By SunTzu on 12/2/2010 11:35:19 AM , Rating: 2
The leaks come from wherever they can find someone willing to leak it. Assange doesnt go out and recruit people, they come to him. Most (not nearly all) of the documents they have released have been from the US, but alot havent. Maybe you should ask yourself why so many americans feel the need to go outside their media and government with their complaints, more then any other nation?

If you read the email conversations that Assange has had with the state department, you would know that he's given them the chance. They gave them the documents in advance, and asked them to provide a redacted version for them to analyze, and remove anything "dangerous". The US refused. How do you think they should have acted? If there was no publication, nothing would change, and the CIA would keep kidnapping foreign nationals on foreign (and friendly) soil, just bc they share a name with an alleged terrorist...

RE: I'm certain many will die...
By ekv on 12/3/2010 1:53:13 AM , Rating: 2
Most (not nearly all) of the documents they have released have been from the US
No I'm referring to the recent focus. Wikileaks is having trouble paying their bills. So how can they raise money? They failed at getting media grants. So maybe they stir up a big controversy, David (i.e. WikiLeaks) vs. Goliath (U.S.), which drives people to their web-site to help generate ad-revenue.
quote: would know that he's given them the chance.
Blackmailing the State Department is further proof that Assange The Anarchist is out for nothing other than notoriety and money. You have to think about the cost of all the security precautions for Assange. Must make him feel important, feeding his ego.

Publishing these documents does nothing, other than make Obama and Hillary look bad, which they are already doing quite nicely at w/o Wikileaks assistance. What change do you think could possibly come from publishing these State Dept doc's? especially in the manner this was done?
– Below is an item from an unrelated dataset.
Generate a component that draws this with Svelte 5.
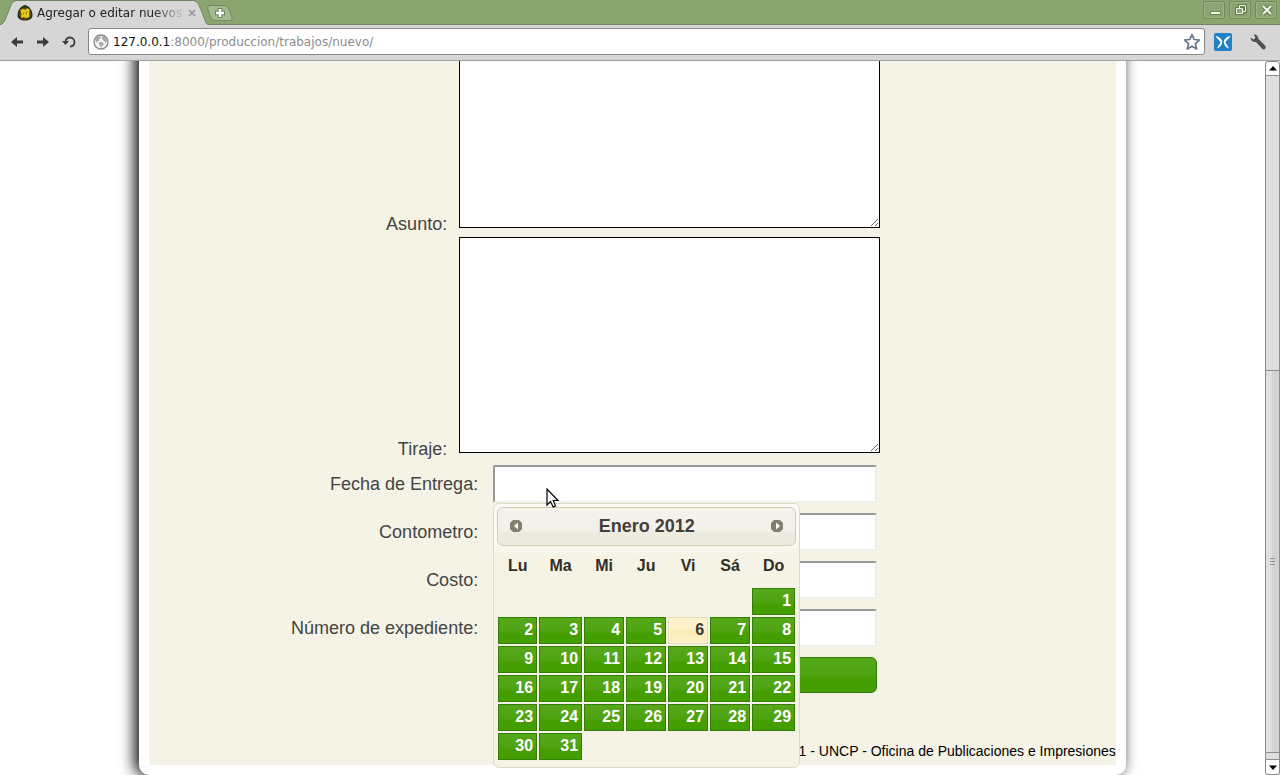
<script>
  const weekdays = ['Lu', 'Ma', 'Mi', 'Ju', 'Vi', 'Sá', 'Do'];
  const today = 6;
  const firstColumn = 6;
  const weeks = Array.from({ length: 6 }, (_, w) =>
    Array.from({ length: 7 }, (_, d) => {
      const n = w * 7 + d - firstColumn + 1;
      return n >= 1 && n <= 31 ? n : null;
    })
  );
  const areas = [
    { id: 'asunto', label: 'Asunto:' },
    { id: 'tiraje', label: 'Tiraje:' }
  ];
  const fields = [
    { id: 'fecha', label: 'Fecha de Entrega:' },
    { id: 'contometro', label: 'Contometro:' },
    { id: 'costo', label: 'Costo:' },
    { id: 'expediente', label: 'Número de expediente:' }
  ];
</script>

<div class="browser">
  <header class="tabs">
    <div class="tab">
      <svg class="tabshape" width="208" height="25" viewBox="0 0 208 25" aria-hidden="true">
        <path d="M0 25 C3 24 4 22 5 20 L11 5 Q12 1 16 1 H194 Q197 1 199 5 L205 20 Q206 24 208 25Z" fill="#d6d6d6" />
        <path d="M0 24.5 C3 24 4 22 5 20 L11 5 Q12 1 16 .5 H194 Q197 1 199 5 L205 20 Q206 24 208 24.5" fill="none" stroke="#718561" />
      </svg>
      <svg class="favicon" width="16" height="16" viewBox="0 0 16 16" aria-hidden="true">
        <path d="M8 0 C12 1 15.500 5 15.500 10 C15.500 14 12 15.500 8 15.500 S.5 14 .5 10 C.5 5 4 1 8 0Z" fill="#17370d" />
        <ellipse cx="8" cy="8.500" rx="6" ry="6" fill="#7a4410" />
        <path d="M3.500 5 L6 4 8 5 10 3.500 12.500 4 12 8 12.500 12 9 13 7 12 4 13 4.500 9Z" fill="#e6cd16" />
        <path d="M6 10 L7 7 M9 10 L10 6" fill="none" stroke="#a08a0c" />
      </svg>
      <span class="title">Agregar o editar nuevos</span>
      <button class="close" aria-label="Cerrar pestaña">
        <svg width="8" height="8" viewBox="0 0 8 8"><path d="M1 1 L7 7 M7 1 L1 7" stroke="#969696" stroke-width="1.600" /></svg>
      </button>
    </div>
    <button class="newtab" aria-label="Nueva pestaña">
      <svg width="26" height="16" viewBox="0 0 26 16">
        <path d="M3 .5 H18 Q20 .5 21 2.500 L25 12 Q26 15.500 23 15.500 H8 Q5 15.500 4 13 L.7 4 Q0 .5 3 .5Z" fill="#a5ba91" stroke="#71895c" />
        <path d="M13 3 V13 M8 8 H18" stroke="#71805f" stroke-width="4.500" />
        <path d="M13 4 V12 M9 8 H17" stroke="#fff" stroke-width="2.500" />
      </svg>
    </button>
    <div class="winbuttons">
      <button aria-label="Minimizar"><svg width="22" height="16" viewBox="0 0 22 16"><path d="M6.500 9.500 H16.500 V12.500 H6.500Z" fill="#f6f7ee" stroke="#6d8255" /></svg></button>
      <button aria-label="Restaurar"><svg width="22" height="16" viewBox="0 0 22 16"><g fill="none"><path d="M9.500 3.500 H15.500 V9.500 H9.500Z M6.500 6.500 H12.500 V11.500 H6.500Z" stroke="#667c50" stroke-width="3" /><path d="M9.500 3.500 H15.500 V9.500 H9.500Z" stroke="#f2f3e8" /><path d="M6.500 6.500 H12.500 V11.500 H6.500Z" fill="#8aa570" stroke="#f2f3e8" /></g></svg></button>
      <button aria-label="Cerrar"><svg width="22" height="16" viewBox="0 0 22 16"><path d="M7 4 L15 12 M15 4 L7 12" stroke="#667c50" stroke-width="4" /><path d="M7 4 L15 12 M15 4 L7 12" stroke="#f6f7ee" stroke-width="2" /></svg></button>
    </div>
  </header>

  <nav class="toolbar">
    <button aria-label="Atrás"><svg width="14" height="12" viewBox="0 0 14 12"><path d="M1 6 L7 1 V4.500 H13 V7.500 H7 V11Z" fill="#3c3c3c" /></svg></button>
    <button aria-label="Adelante"><svg width="14" height="12" viewBox="0 0 14 12"><path d="M13 6 L7 1 V4.500 H1 V7.500 H7 V11Z" fill="#3c3c3c" /></svg></button>
    <button aria-label="Recargar"><svg width="14" height="12" viewBox="0 0 14 12"><path d="M3.500 6 C3.500 2.500 6 1.500 8 1.500 C11 1.500 12.500 4 12.500 6 C12.500 8.500 11 10.500 8 10.500" fill="none" stroke="#3c3c3c" stroke-width="1.800" /><path d="M0 5 H7 L3.500 9Z" fill="#3c3c3c" /></svg></button>
    <div class="address">
      <svg width="16" height="16" viewBox="0 0 16 16" aria-hidden="true">
        <circle cx="8" cy="8" r="7" fill="#f3f3f3" stroke="#888" stroke-width="1.300" />
        <path d="M2 5 L4 3 7 2 8 4 6 5 6 7 4 7 5 9 3 8Z M6 8 L9 8 11 10 9 12 8 14 7 12 6 10Z M9 2 L12 3 14 6 13 9 11 7 9 5Z" fill="#a9a9a9" />
      </svg>
      <span class="url">127.0.0.1<span>:8000/produccion/trabajos/nuevo/</span></span>
      <svg width="18" height="18" viewBox="0 0 18 18" aria-hidden="true"><path d="M9 1.500 L11.100 6.500 16.500 7 12.500 10.700 13.700 16 9 13.200 4.300 16 5.500 10.700 1.500 7 6.900 6.500Z" fill="#fff" stroke="#69748b" stroke-width="1.700" stroke-linejoin="round" /></svg>
    </div>
    <svg class="ext" width="18" height="18" viewBox="0 0 18 18" aria-hidden="true">
      <rect width="18" height="18" rx="2" fill="#2080c8" />
      <path d="M1.500 3 C5 3.500 8 6 8.300 9 C8 12 6 14.500 3 15.500 C4 13 6 11 6.500 9 C5.500 7 3 6 1.500 3Z M16.500 3 C13 3.500 10 6 9.700 9 C10 12 12 14.500 15 15.500 C14 13 12 11 11.500 9 C12.500 7 15 6 16.500 3Z" fill="#fff" />
    </svg>
    <button class="wrench" aria-label="Herramientas"><svg width="18" height="18" viewBox="0 0 18 18"><path d="M4.500 1.500 C7 1 9.500 3 9.500 6 L16 12.500 Q17.500 14.500 16 16 Q14.500 17 13 15.500 L7 9 C4 9.500 1.500 7.500 1.500 4.500 L4.500 6.500 6.500 4.500Z" fill="#505050" /></svg></button>
  </nav>

  <div class="viewport">
    <main class="page">
      <div class="sheet">
        <form class="content">
          {#each areas as a}
            <div class="row arearow">
              <label for={a.id}>{a.label}</label>
              <textarea id={a.id}></textarea>
            </div>
          {/each}
          {#each fields as f}
            <div class="row">
              <label for={f.id}>{f.label}</label>
              <div class="field">
                <input id={f.id} type="text" />
                {#if f.id === 'fecha'}
                  <div class="picker">
                    <div class="pickhead">
                      <button type="button" aria-label="Anterior"><svg width="12" height="12" viewBox="0 0 12 12"><path d="M3 0 H9 L12 3 V9 L9 12 H3 L0 9 V3Z" fill="#847e71" /><path d="M8 2.500 V9.500 L4 6Z" fill="#fff" /></svg></button>
                      <strong>Enero 2012</strong>
                      <button type="button" aria-label="Siguiente"><svg width="12" height="12" viewBox="0 0 12 12"><path d="M3 0 H9 L12 3 V9 L9 12 H3 L0 9 V3Z" fill="#847e71" /><path d="M5 2.500 V9.500 L9 6Z" fill="#fff" /></svg></button>
                    </div>
                    <table>
                      <thead>
                        <tr>{#each weekdays as d}<th scope="col">{d}</th>{/each}</tr>
                      </thead>
                      <tbody>
                        {#each weeks as week}
                          <tr>
                            {#each week as n}
                              <td>{#if n}<a href="#{n}" class:today={n === today}>{n}</a>{/if}</td>
                            {/each}
                          </tr>
                        {/each}
                      </tbody>
                    </table>
                  </div>
                  <svg class="cursor" width="14" height="22" viewBox="0 0 14 22" aria-hidden="true"><path d="M1 1 V17 L4.500 13.500 L7.200 19 L9.500 18 L7.300 12.500 H12Z" fill="#fff" stroke="#000" stroke-width="1.200" /></svg>
                {/if}
              </div>
            </div>
          {/each}
          <div class="row">
            <span></span>
            <button class="save" type="submit" aria-label="Guardar"></button>
          </div>
          <footer>2011 - UNCP - Oficina de Publicaciones e Impresiones</footer>
        </form>
      </div>
    </main>
    <div class="scrollbar" aria-hidden="true">
      <div class="arrow up"><svg width="8" height="5" viewBox="0 0 8 5"><path d="M4 0 L8 4.500 H0Z" /></svg></div>
      <div class="before"></div>
      <div class="thumb"><i></i><i></i><i></i></div>
      <div class="after"></div>
      <div class="arrow down"><svg width="8" height="5" viewBox="0 0 8 5"><path d="M4 5 L8 .5 H0Z" /></svg></div>
    </div>
  </div>
</div>

<style>
  :global(body) { margin: 0; background: #fff; }
  * { box-sizing: border-box; }
  button { padding: 0; border: 0; background: none; font: inherit; }
  svg { display: block; flex: none; }
  .browser { display: flex; flex-direction: column; height: 100vh; overflow: hidden; font-family: "DejaVu Sans", sans-serif; font-size: 12px; }
  .tabs { display: flex; height: 25px; flex: none; background: #8aa570; border-bottom: 1px solid #718561; }
  .tab { position: relative; display: flex; align-items: center; width: 208px; height: 25px; padding: 1px 13px 0 17px; }
  .tabshape { position: absolute; left: 0; top: 0; }
  .favicon { position: relative; margin-right: 4px; }
  .title { position: relative; flex: 1; white-space: nowrap; color: #222; mask-image: linear-gradient(90deg, #000 115px, transparent 148px); }
  .close { position: relative; margin-left: 6px; }
  .newtab { align-self: flex-start; margin: 5px 0 0 -1px; }
  .winbuttons { display: flex; gap: 4px; margin: 1px 3px 0 auto; }
  .winbuttons button { display: grid; place-items: center; width: 22px; height: 18px; border: 1px solid #72885d; border-radius: 2px; box-shadow: inset 0 0 0 1px #9bb286; }
  .toolbar { display: flex; align-items: center; flex: none; height: 36px; padding: 0 13px 2px 10px; background: #d6d6d6; border-bottom: 1px solid #a0a0a0; }
  .toolbar > button { margin-right: 12px; }
  .address { display: flex; align-items: center; flex: 1; height: 27px; padding: 0 3px 0 4px; background: #fff; border: 1px solid #888; border-radius: 3px; }
  .url { flex: 1; margin-left: 4px; color: #111; }
  .url span { color: #8c8c8c; }
  .ext { margin: 0 17px 0 9px; }
  .toolbar .wrench { margin: 0; }

  .viewport { display: flex; flex: 1; min-height: 0; font-family: "Liberation Sans", Arial, sans-serif; }
  .page { display: flex; flex: 1; flex-direction: column; justify-content: flex-end; align-items: center; min-height: 0; overflow: hidden; }
  .sheet { flex: none; width: 78%; padding: 10px; background: #fff; border-radius: 10px; box-shadow: -4px 0 15px #000; }
  .content { padding-top: 20px; background: #f5f3e5; }
  .row { display: grid; grid-template-columns: 329px 384px; column-gap: 15px; align-items: center; margin-bottom: 10px; }
  .arearow { grid-template-columns: 298px 421px; column-gap: 12px; align-items: end; margin-bottom: 9px; }
  .arearow + .row:not(.arearow) { margin-top: 12px; }
  label { text-align: right; font-size: 18px; line-height: 20px; color: #444; white-space: nowrap; }
  .arearow label { margin-bottom: -6px; }
  textarea { display: block; width: 100%; height: 216px; border: 1px solid #000; background: #fff; outline: 0; }
  .field { position: relative; }
  input { display: block; width: 100%; height: 38px; border: 2px solid; border-color: #999 #eee #eee #999; border-radius: 2px; background: #fff; outline: 0; }
  .save { height: 36px; border: 1px solid #327e04; border-radius: 6px; background: linear-gradient(#57a81b, #4fa312 50%, #459e00 60%, #459e00); }
  footer { padding: 39px 0 5px; text-align: right; font-size: 14px; line-height: 18px; color: #000; }

  .picker { position: absolute; z-index: 1; top: 38px; left: 0; padding: 3px 3px 6px; border: 1px solid #dfd9c3; border-radius: 6px; background: linear-gradient(#fbfaf4, #fbfaf4 36px, #f5f3e5 52px); }
  .pickhead { display: flex; align-items: center; justify-content: space-between; height: 39px; padding: 0 12px 1px; border: 1px solid #d4ccb0; border-radius: 6px; background: linear-gradient(#f5f2ec, #f3f0e9 62%, #eeebe0 66%, #ece9dc); }
  .pickhead strong { font-size: 18px; color: #433f38; }
  table { table-layout: fixed; width: 299px; border-collapse: collapse; }
  th { height: 41px; padding: 0 0 2px; font-size: 16px; color: #312e25; }
  th, td { width: 42px; }
  th:first-child { width: 41px; }
  th:nth-child(2), th:last-child { width: 45px; }
  td { height: 29px; padding: 1px; }
  td a { display: block; height: 27px; padding-right: 3px; border: 1px solid #327e04; background: linear-gradient(#57a81b, #4fa312 50%, #459e00 65%, #459e00); color: #fff; font-size: 16px; font-weight: bold; line-height: 24px; text-align: right; text-decoration: none; }
  td a.today { border-color: #e8e1b5; background: linear-gradient(#fcf2ce, #fcf0c7 48%, #fbecb5 52%, #fbf0c9); color: #363636; }
  .cursor { position: absolute; z-index: 2; left: 53px; top: 23px; }

  .scrollbar { display: flex; flex-direction: column; flex: none; width: 15px; border: 1px solid #8c8c8c; border-top: 0; border-radius: 3px; background: #dedede; }
  .arrow { display: grid; place-items: center; height: 15px; background: #fff; }
  .up { border-top: 1px solid #8c8c8c; border-bottom: 1px solid #8c8c8c; border-radius: 3px 3px 0 0; }
  .down { border-top: 1px solid #8c8c8c; border-radius: 0 0 3px 3px; }
  .before { flex: 295; }
  .thumb { display: flex; flex-direction: column; align-items: center; justify-content: center; gap: 2px; flex: 382; border: solid #8c8c8c; border-width: 1px 0; background: linear-gradient(90deg, #e0e0e0 50%, #d3d3d3 50%); }
  .thumb i { width: 5px; height: 1px; background: #929292; }
  .after { flex: 6; }
</style>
Your implication is that Wikileaks, by publishing illegally obtained information, that is either at or crosses the line into national security -- i.e. espionage -- that the CIA will be put in its place. Kind of like Tiananmen Square (TS) where the small guy stops the tank as the world breathlessly watches. I don't think so, but even if that were true, what has happened since TS? Yes, there are many reporters and dissidents tracking the Politburo's every move. But the Great Firewall of China does seem to put a damper on the flow of information. Operation Aurora was a smashing success (for the PLA). Dissidents in Tibet have their email accounts broken in to. [Hell, even Wikileaks publishes private emails]. China is an order of magnitude (or two) stronger since TS. And more daring than ever. By analogy, this is your plan for the CIA?

How is Wikileaks going to change things? Oh, I can see State Dept. security measures tightening. To the point of Draconian. But change for the good, a moral change??? I just don't see it. Assange is a scam-artist, playing on negative advertising.